David, I want to get your reaction to what we're learning from President Obama's book especially that segment, that part that we just opened up with where President Obama asks the question, "Was I too cautious?" And his answer, his answer is "I don't know".
PLOUFFE: Right. Well, I think he was posing that question vis a vis communication, something Ben has spend years working alongside him on.
But, you know, first of all, the thing I'm proudest about and this comes through because, you know, the beginning years are captured in this first volume is despite the fact that he inherited an economic crisis, you know, passed health care reform which we tried to do for a hundred years, Wall Street reform, reset alliances.
So the president himself was not cautious. I think the thing that's striking about this book, I love presidential memoirs. I've tried to read them all. You know, this is not that.
It is a searing book. It's an entertaining book. It's a funny book. He asks a lot of questions. He examines himself, he examines decisions we make. So I think people are going to learn a lot both about him and about this important period in our history.
I think -- the other thing I know that Ben and I have spent a lot of time talking to the president about is the question he asked there was how candid he was.
Just it changed so much the way we communicate. And that's why we were trying to get people to enroll in health care, you know, he did shows like "Between Two Ferns" and talked to YouTube and Instagram influencers because the way a president -- the presidential megaphone has been shattered and the challenge for any White House is to put it back together.
O'DONNELL: Ben, he talks about Mitch McConnell in the book in unsparing terms. President Obama talks about Mitch McConnell's shamelessness and refers to his single minded and dispassionate pursuit of power.
The Mitch McConnell I read about in Barack Obama's book is a Mitch McConnell that Joe Biden will not be able to work with.
RHODES: Yes and this gets to the question he was asking about whether he was too candid. It was communications related to calling out I think the increasing radicalization -- and I use that word deliberately -- of the Republican Party. There was a through line that we all lived, David lived it but especially President Obama from Sarah Palin to the Tea Party to Mitch McConnell rabid obstructionism, to birtherism, to Donald Trump.
This was not all Trump, right? It was Mitch McConnell who made it his single purpose, single-minded purpose to block whatever Barack Obama wanted to do.
And I think what's really different between the two of them is Barack Obama wanted to acquire power to do things for people, to help people. Mitch McConnell wants to acquire power for power's own sake.
And I think at the end of the day what we really have in this country and this book coming out after Joe Biden's been elected I think shows in sharp relief there's two stories of America and American politics.

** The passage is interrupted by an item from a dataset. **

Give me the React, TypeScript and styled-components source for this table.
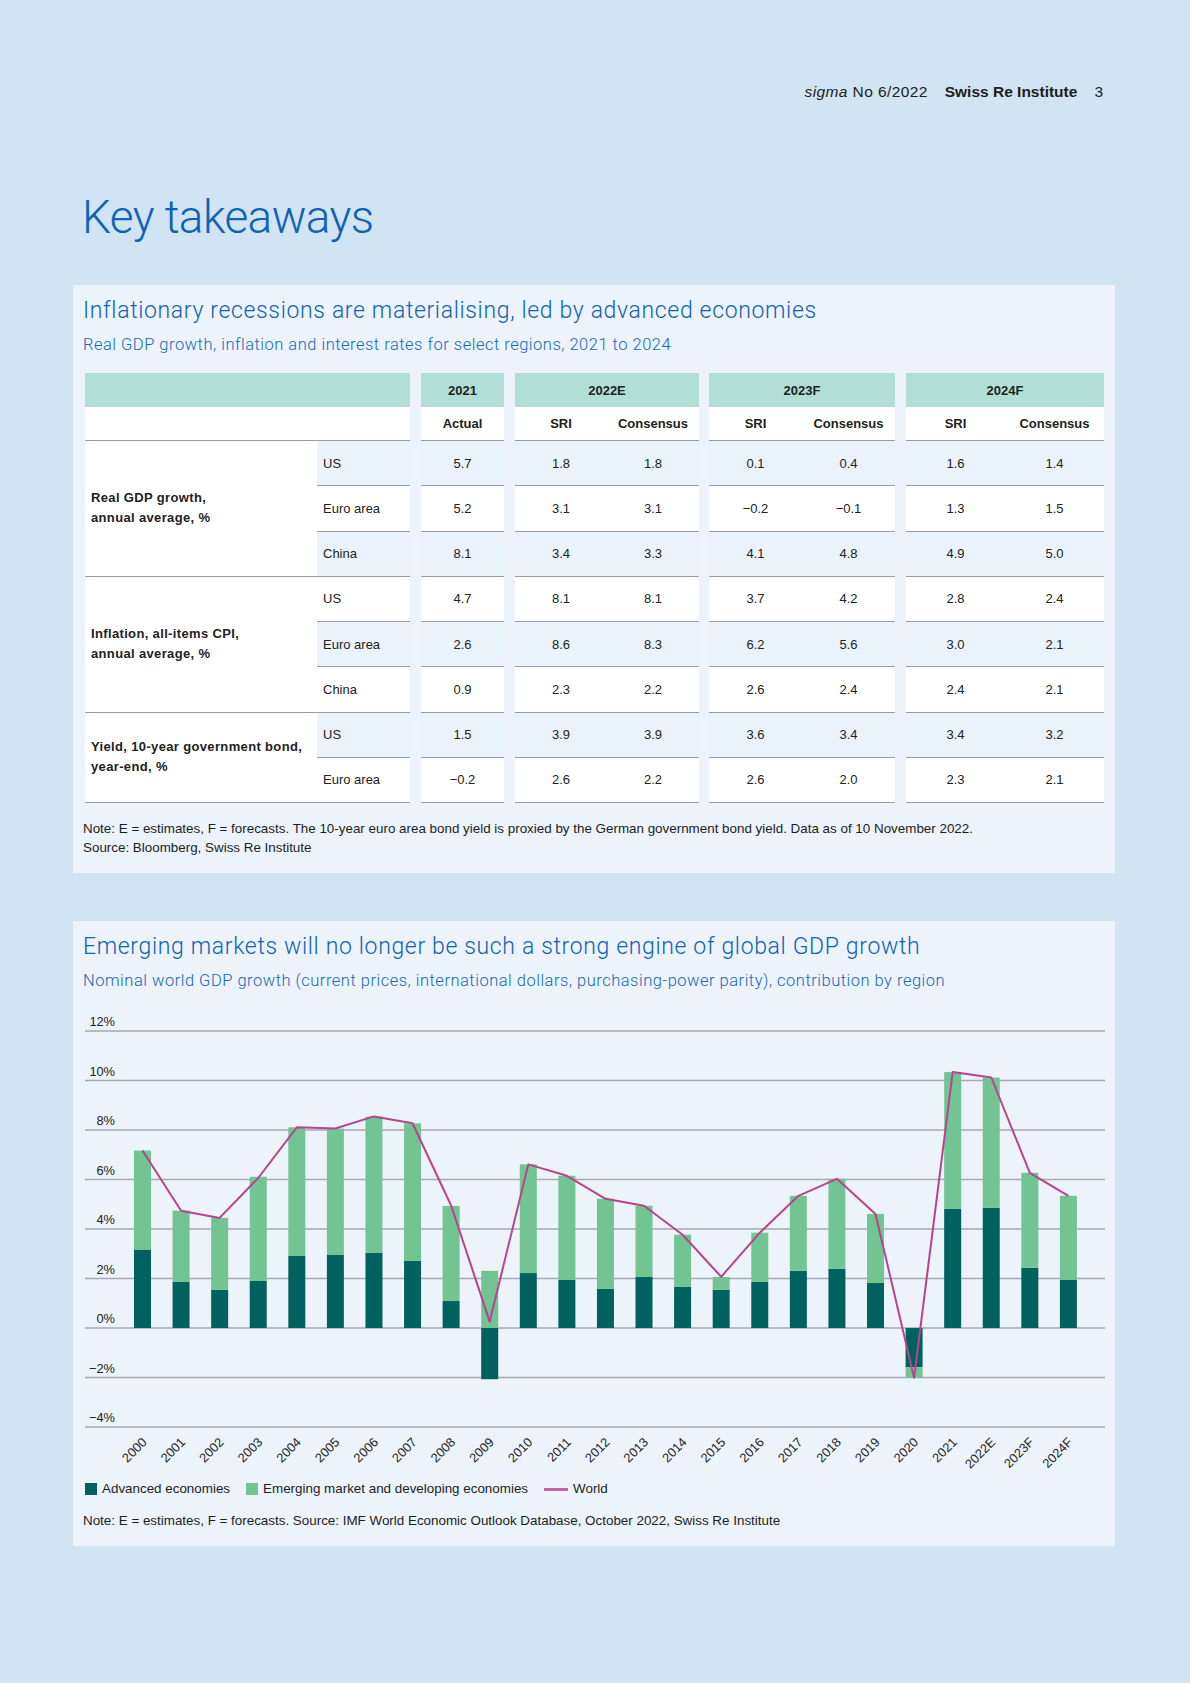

And Barack Obama represents a kind of inclusive politics, progressive politics, a politics of government trying to help people.
And Donald Trump and Mitch McConnell and represent a totally alternative view that the power is only for some people in this country and it's for them, you know. And I think that's what he's putting a fine point on.
O'DONNELL: David Plouffe, there's a beautiful line from Ted Kennedy in the book talking about running for president -- talking to Barack Obama, Senator Barack Obama about running for president. Ted Kennedy says to him. "You don't choose the time, the time chooses you."
Campaign students -- presidential campaign students will be studying that line and the decisive effect it had on Barack Obama for a long time to come.
David Plouffe, Ben Rhodes -- thank you both very much for joining us tonight. Really appreciate it.
PLOUFFE: Thanks, Lawrence.
RHODES: Thank you.
O'DONNELL: Thank you. That is tonight's LAST WORD.
"THE 11TH HOUR WITH BRIAN WILLIAMS" starts now.